What made Jide's Remix successful wasn't just the device itself, though the lure of a $39 Android tablet that looks like a Surface Pro is hard to resist. What set it apart, however, and what made the attempt unique, is what would later on brand and license as a distinct product called Remix OS. Practically a custom flavor of Android, it tried to offer something that very few ROMs did: a desktop-like Android experience, complete with taskbars and apps in floating windows. Its success at that attempt is proven by the number of believers who have once again put their money where their mouths are.
Jide is hardly original or alone on this front. Even while Android lacks official support for the functionality, vendors like Samsung have toyed around with windowed apps, but with limited support and mixed results. A failed Kickstarter suggested running a desktop-like shell on top of a regular Android smartphone, but its implementation was hardly what you'd consider ideal. Remix OS, then, is the first to package all that up into an experience that looks almost convincing. But looks might just not be enough.
Android's roots
Android was originally conceived as a smartphone platform.
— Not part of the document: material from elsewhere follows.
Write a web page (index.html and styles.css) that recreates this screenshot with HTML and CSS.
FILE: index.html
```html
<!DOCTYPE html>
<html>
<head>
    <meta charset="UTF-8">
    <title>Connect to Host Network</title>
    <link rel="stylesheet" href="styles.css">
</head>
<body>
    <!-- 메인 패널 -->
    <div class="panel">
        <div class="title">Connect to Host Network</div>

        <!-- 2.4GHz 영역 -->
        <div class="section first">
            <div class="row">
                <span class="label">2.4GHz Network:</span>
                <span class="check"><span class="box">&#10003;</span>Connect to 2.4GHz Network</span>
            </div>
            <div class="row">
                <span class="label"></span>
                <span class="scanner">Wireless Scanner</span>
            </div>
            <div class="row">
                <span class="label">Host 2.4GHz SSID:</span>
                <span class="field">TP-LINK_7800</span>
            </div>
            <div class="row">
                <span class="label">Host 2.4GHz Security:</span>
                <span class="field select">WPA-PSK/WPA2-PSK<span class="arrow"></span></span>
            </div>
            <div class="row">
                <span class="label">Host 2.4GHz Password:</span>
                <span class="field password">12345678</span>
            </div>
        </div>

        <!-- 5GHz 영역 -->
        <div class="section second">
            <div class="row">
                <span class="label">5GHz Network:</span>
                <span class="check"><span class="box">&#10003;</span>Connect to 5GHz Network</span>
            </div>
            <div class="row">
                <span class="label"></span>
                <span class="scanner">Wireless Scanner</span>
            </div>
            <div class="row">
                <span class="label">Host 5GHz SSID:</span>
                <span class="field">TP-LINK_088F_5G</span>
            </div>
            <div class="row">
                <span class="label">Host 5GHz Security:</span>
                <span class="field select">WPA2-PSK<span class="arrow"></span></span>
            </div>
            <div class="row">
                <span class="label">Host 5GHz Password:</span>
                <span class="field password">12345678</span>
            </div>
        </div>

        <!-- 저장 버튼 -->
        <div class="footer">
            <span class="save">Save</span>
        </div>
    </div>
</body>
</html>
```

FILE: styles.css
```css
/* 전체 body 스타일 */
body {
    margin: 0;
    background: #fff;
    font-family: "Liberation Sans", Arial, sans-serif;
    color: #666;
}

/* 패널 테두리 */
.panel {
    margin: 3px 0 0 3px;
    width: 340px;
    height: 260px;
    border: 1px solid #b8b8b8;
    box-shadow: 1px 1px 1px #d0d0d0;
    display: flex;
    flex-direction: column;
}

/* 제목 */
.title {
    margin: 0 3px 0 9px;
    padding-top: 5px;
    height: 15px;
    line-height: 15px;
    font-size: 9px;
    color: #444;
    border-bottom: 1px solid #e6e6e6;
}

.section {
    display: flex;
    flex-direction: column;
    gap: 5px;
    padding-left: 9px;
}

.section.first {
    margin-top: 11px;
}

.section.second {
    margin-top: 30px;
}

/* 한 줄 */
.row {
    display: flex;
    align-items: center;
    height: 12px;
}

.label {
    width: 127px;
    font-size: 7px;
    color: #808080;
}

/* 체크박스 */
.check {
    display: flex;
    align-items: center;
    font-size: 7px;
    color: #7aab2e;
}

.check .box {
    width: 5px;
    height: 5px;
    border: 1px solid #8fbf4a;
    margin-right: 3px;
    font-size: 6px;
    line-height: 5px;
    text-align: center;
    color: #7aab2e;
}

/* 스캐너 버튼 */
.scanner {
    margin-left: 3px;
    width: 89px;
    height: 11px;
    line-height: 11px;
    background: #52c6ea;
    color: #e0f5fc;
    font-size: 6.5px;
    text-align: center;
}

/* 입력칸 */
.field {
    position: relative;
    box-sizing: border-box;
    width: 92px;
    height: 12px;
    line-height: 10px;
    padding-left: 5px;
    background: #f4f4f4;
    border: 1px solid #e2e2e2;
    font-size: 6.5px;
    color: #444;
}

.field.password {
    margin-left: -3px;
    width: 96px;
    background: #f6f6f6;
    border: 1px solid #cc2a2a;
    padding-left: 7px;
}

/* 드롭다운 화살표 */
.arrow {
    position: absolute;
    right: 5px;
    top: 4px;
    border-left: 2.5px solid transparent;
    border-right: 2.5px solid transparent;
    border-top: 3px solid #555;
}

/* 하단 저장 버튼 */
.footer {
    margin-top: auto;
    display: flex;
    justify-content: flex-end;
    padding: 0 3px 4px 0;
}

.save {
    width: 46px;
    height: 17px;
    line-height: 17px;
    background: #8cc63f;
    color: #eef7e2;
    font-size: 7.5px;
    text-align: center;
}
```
In fact, it would take 4 years and 3 releases later before Google would officially support tablets in the botched 3.0 Honeycomb release in 2011. Even today, however, Android's smartphone roots can be seen and felt throughout the platform, from the way apps are alway fullscreeen, to the way multi-tasking is handled to the way the entire OS manages its resources.
But Android itself is now undergoing a period of transition that calls into question that adherence to mobile characteristics. While a car is literally mobile, a TV definitely isn't, and even less so a light bulb.. And yet these are the new Android devices of today and tomorrow. Android TV will definitely require a different user interface convention. While you do watch content or play games in fullscreen, all that real estate would be put to waste if everything was limited to taking up all the space. In fact, smart TVs these support Picture-in-Picture and Picture-by-Picture modes, which, in a manner of speaking, are just overlapping windows of content.
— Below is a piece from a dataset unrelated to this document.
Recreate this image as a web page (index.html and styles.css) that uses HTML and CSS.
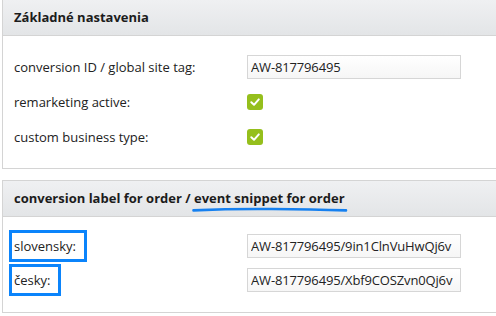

It seems that Android's adoption of new types of devices has, in a way, liberated it from the constraints of a smartphone or tablet user experience. Perhaps the time is ripe to push that further into the realm of a desktop-like experience as well. But is it something that will sell these days?
Shifting trends in computing
Personal computing, not the hardware but the activity, has changed considerably since the arrival of smartphones. Powerful, portable, and affordable, these pocket computers have practically become the main computing hardware of thousands of Internet-connected users. In fact, some have even successfully used their smartphones, but mostly their tablets, to replace desktops or laptops, both personally and professionally. It is almost ironic that PCs today have somewhat become more special-purpose computers than the general-purpose they once where, now simply justified by special cases like multimedia content creation, gaming, and few other activities.
Smartphones and tablets, on the other hand, can now almost do anything. Word processing, gaming, even video editing. Perhaps 80 to 90 percent of computing needs can be accomplished using a mobile device. The ubiquity of keyboards and extensions and accessories only further show how many users see these devices not just as content consumption portables but productivity machines on the go as well. An Android PC then seems like a perfect fit today.
But what is an Android PC anyway?
Jide's definition, as exemplified by Remix OS, is quite simple, if not almost crude. It's Android presented as a regular desktop OS that should be familiar to those who have used or at least seen Windows, versions 95 to 7 at least. That means a panel with a "Start menu", app quick launchers, and a list of running apps. It also means that apps, even regular Android ones, that can run in windowed mode, although Remix OS also has some custom apps that run fullscreen and mimic the look and feel of Windows 8 apps. Jide's vision offers the familiarity of a tried and tested paradigm but, at the same time, limits this "Android PC" to a convention that some might even call obsolete by now. In other words, it is trying to shoehorn Android into a Windows convention.
There might be, however, a better way.
A flexible and fluid future
Strangely enough, that better way might be coming from Microsoft, though it's hardly original. Canonical has long been toying with this "Convergence" concept way before Microsoft slapped the "Continuum" name on it. In a nutshell, it goes like this. You have a smartphone and that smartphone naturally runs a mobile app, fullscreen and all that it entails. If you connect that phone to an external display and a keyboard and/or a mouse and it displays that app in its full desktop version. Same app, same device, different UIs. A single OS that can transition between both states.
Microsoft's Continuum for phones doesn't really mention anything about running those apps like regular windowed desktop apps. They just run fullscreen as well, just with the UI rearrange to take advantage of the extra space. But, depending on the OS' capabilities, that might just be an arbitrary limitation. Ubuntu is certainly aiming for that seamless transition between display types.
This version of an Android PC would, almost ironically, remove the need for a dedicated "PC" device like the Remix One. The smartphone becomes the PC, so to speak. After all, the Remix Mini is basically a smartphone in a different form, with no display or input of its own and with PC connectors. Of course, some might still prefer to have such a separate device so as not to burden their phones. But the distinction will no longer be based on hardware or device form factor, like smarpthone vs. PC, but on what output and input devices are attached to it.
Wrap-up
So is there a market for Android PCs. You'd think that 9,000 backers would prove it, but that number is just a drop in an ocean of computing users, both mobile and traditional desktop. What these numbers show is that thousands of users are now ready to take Android beyond just smartphones, mobiles, or even TVs. They are ready to use their familiar, fullscreen mobile apps on a desktop setting. But while Remix OS liberates Android from the confines of a smartphone layout, it does limit it again to a single convention, that of a traditional desktop.
An Android PC need not be limited to such cases. Google is already taking the platform to devices beyond smarpthone and mobile, a PC is just a few steps away, provided Google finally officially support the required functionality to make it so. An Android PC won't simply be a PC that happens to be running Android, unlike a Chromebook that is practically a netbook with Chrome OS. It will be a smartphone, a tablet, a tower, a box, or, yes, even a pebble like contraption like the Remix Mini.
So yes, there is a market for Android PCs, if not now, then really, really soon. It won't be a niche market, however, but the exact same market of people who buy smartphones and tablets. In fact, they might even be those very same smartphones and tablets as well.